Wherever the Supreme Court's Jackson, Mich., decision eventually carries affirmative action, one thing is already crystal clear. All five opinions show that the Reagan administration, though winning the case, has lost its fight against "reverse discrimination."

The chief spear-carrier in that fight has been William Bradford Reynolds, head of the Justice Department's civil rights division. Reynolds has crusaded for "colorblindness," the legal standard fatefully bypassed 90 years ago in the Plessy case, giving the nation some 60 years of Jim Crow. It was and is an honorable standard, and Reynolds has defended it eloquently and seriously.

Under that austere standard, however, no "affirmative action" remedy for past racial wrongs could be countenanced except on a showing of specific personal injury. Oddly, the Reynolds standard of colorblindness was the liberal ideal for civil rights until the late 1960s. Beginning with the big-city riots, however, more aggressive plans for redressing the Jim Crow legacy began to emerge, including schemes involving "reverse discrimination," race consciousness and even racial quotas.

The era of colorblindness was too brief but will surely have a future. For even if reverse discrimination is justifiable as a temporary expedient, overindulgence could make civil-rights law into a checkerboard of capricious preferences.

But for the moment, the Jackson decision plainly says that the Supreme Court has not been sold on the Reynolds standard of colorblindness. And the reasons are clearly and persuasively spelled out in Justice Lewis Powell's plurality -- and controlling -- opinion.

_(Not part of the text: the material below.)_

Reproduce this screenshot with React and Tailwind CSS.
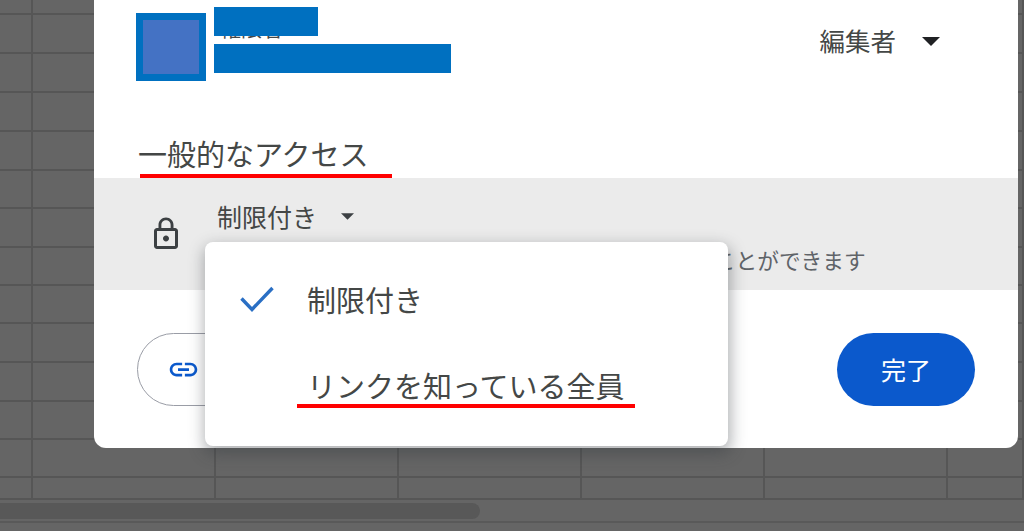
import { MdLink, MdLockOutline } from "react-icons/md";

const cells = Array.from({ length: 14 * 7 });

function Caret({ className }) {
  return (
    <svg viewBox="0 0 18 9" className={className} fill="currentColor">
      <path d="M0 0h18L9 9z" />
    </svg>
  );
}

function SheetGrid() {
  return (
    <div className="w-full">
      <div className="grid grid-cols-[33px_183px_183px_183px_183px_183px_76px] grid-rows-[15px_39px_39px_39px_39px_38px_39px_38px_38px_39px_39px_38px_38px_22px]">
        {cells.map((_, i) => (
          <div key={i} className="border-r-2 border-b-2 border-[#565656]" />
        ))}
      </div>
      <div className="h-[23px] pt-[3px] border-b-2 border-[#595959]">
        <div className="w-[480px] h-[16px] rounded-r-lg bg-[#585858]" />
      </div>
    </div>
  );
}

function MenuItem({ checked, children }) {
  return (
    <div className="h-[86px] flex items-center">
      <div className="w-[102px] pl-[35px]">
        {checked && (
          <svg viewBox="0 0 34 26" className="w-[34px] h-[26px]" fill="none" stroke="#2a6fc4" strokeWidth="3.4">
            <path d="M1.5 12.5 12 23.5 32.5 2" />
          </svg>
        )}
      </div>
      <span className="text-[29px] leading-none text-[#444746]">{children}</span>
    </div>
  );
}

export default function App() {
  return (
    <div className="relative w-[1024px] h-[531px] overflow-hidden bg-[#656565] font-['Noto_Sans_CJK_JP',sans-serif]">
      <SheetGrid />

      <div className="absolute left-[94px] top-0 w-[924px] h-[448px] bg-white rounded-b-xl">
        {/* people row */}
        <div className="flex items-start pt-[7px] pl-[42px] pr-[78px] h-[135px]">
          <div className="mt-[6px] w-[70px] h-[68px] bg-[#0070c0] flex items-center justify-center">
            <div className="w-[56px] h-[54px] bg-[#4472c4]" />
          </div>
          <div className="ml-[8px] w-[237px]">
            <div className="relative h-[31px] w-[104px]">
              <span className="absolute left-[6px] bottom-0 text-[21px] leading-none text-[#444746]">権限者</span>
              <div className="absolute inset-x-0 top-0 h-[29px] bg-[#0070c0]" />
            </div>
            <div className="mt-[6px] h-[29px] bg-[#0070c0]" />
          </div>
          <div className="ml-auto mt-[18px] flex items-center text-[#444746]">
            <span className="text-[25.5px] leading-[30px]">編集者</span>
            <Caret className="ml-[26px] mt-[3px] w-[18px] h-[9px] text-[#202124]" />
          </div>
        </div>

        {/* general access */}
        <div className="relative h-[43px] pl-[44px] pt-[1px]">
          <h2 className="text-[29px] leading-[34px] text-[#444746]">一般的なアクセス</h2>
          <div className="absolute left-[46px] top-[39px] w-[252px] h-[4px] bg-[#ff0000]" />
        </div>
        <div className="h-[112px] bg-[#ebebeb] flex">
          <MdLockOutline className="mt-[38px] ml-[54px] text-[#3c4043] shrink-0" size={36} />
          <div className="ml-[33px] pt-[21px]">
            <div className="flex items-center text-[#444746]">
              <span className="text-[25px] leading-[34px]">制限付き</span>
              <Caret className="ml-[24px] mt-[1px] w-[13px] h-[7px] text-[#3c4043]" />
            </div>
            <p className="mt-[12px] text-[21.7px] leading-[30px] whitespace-nowrap text-[#5f6368]">
              アクセス権のあるユーザーのみが、リンクから開くことができます
            </p>
          </div>
        </div>

        {/* footer */}
        <div className="flex items-center justify-between pt-[43px] pl-[43px] pr-[43px]">
          <button className="w-[320px] h-[73px] rounded-full border border-[#9a9da6] flex items-center pl-[29px] text-[#0b59cc]">
            <MdLink size={33} />
          </button>
          <button className="w-[138px] h-[73px] rounded-full bg-[#0b59cc] text-white text-[25px]">完了</button>
        </div>

        {/* dropdown */}
        <div className="absolute left-[111px] top-[242px] w-[523px] h-[204px] pt-[14px] bg-white rounded-lg shadow-[1px_6px_15px_2px_rgba(50,54,60,0.38)]">
          <MenuItem checked>制限付き</MenuItem>
          <MenuItem>リンクを知っている全員</MenuItem>
          <div className="absolute left-[92px] top-[162px] w-[338px] h-[4px] bg-[#ff0000]" />
        </div>
      </div>
    </div>
  );
}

It was Justice Powell who rescued the Bakke decision eight years ago from a choice between two troublesome extremes. His controlling opinion in that case neither endorsed the racial-quota system under which Alan Bakke had been excluded from a California state medical school in favor of less qualified minority applicants, nor did it rule race completely out of bounds in college admissions procedures, as presumably a strict "colorblind" standard would.

Powell's sensible compromise, defended with his usual lucidity and thoughtfulness, was that race might be considered -- but only as one of many balanced admissions criteria. He cited the example of Harvard College, which gives weight, though not decisively, to race even as it gives weight to geography, grades and test scores.

Once again, in another important affirmative-action decision, the court has found a center of gravity and agreement in Powell. He leaves no doubt of his distaste for racial categories and abhors the idea of burdening innocent persons for the sake of transcendent social goals.

But he recognizes, as do all the justices with various degrees of enthusiasm, that this must sometimes be done. "As part of this nation's dedication to eradicating racial discrimination," he writes, "innocent persons may be called upon to bear some of the burden of the remedy." Powell, to his credit, declines to disguise or prettify this painful fact -- and it is painful.

The question, always, is what pain, with what justification, an innocent party might be called upon to bear for a larger public policy. What decided Powell against the Jackson plan -- a layoff scheme for schoolteachers that violated seniority custom to preserve minority faculty ratios -- was not that it took account of race. It was that the plan (entered into under the pressure of racial unrest between the Jackson school board and the teachers union) was not clearly based on an actual history of discrimination. A vague history of "societal discrimination," though no one would deny it, is not enough to justify placing such a burden on people who happen to be the wrong color. Powell also noted, sensibly, that layoffs are far more disruptive to careers than discrimination in hiring plans.

Powell's emergence as the consensus voice of the court perhaps makes the medicine a bit more palatable to stern advocates of strict colorblindness. He certainly cannot be suspected of tampering lightly with basic constitutional principles.

And anyway, this thorny issue is far from conclusively settled. The defects of color-conscious remedies for racial discrimination are many and obvious, while the only clear defect of colorblindness is that it works uncertainly and slowly to leaven entrenched institutional discrimination. Otherwise, it remains an unassailable principle of justice.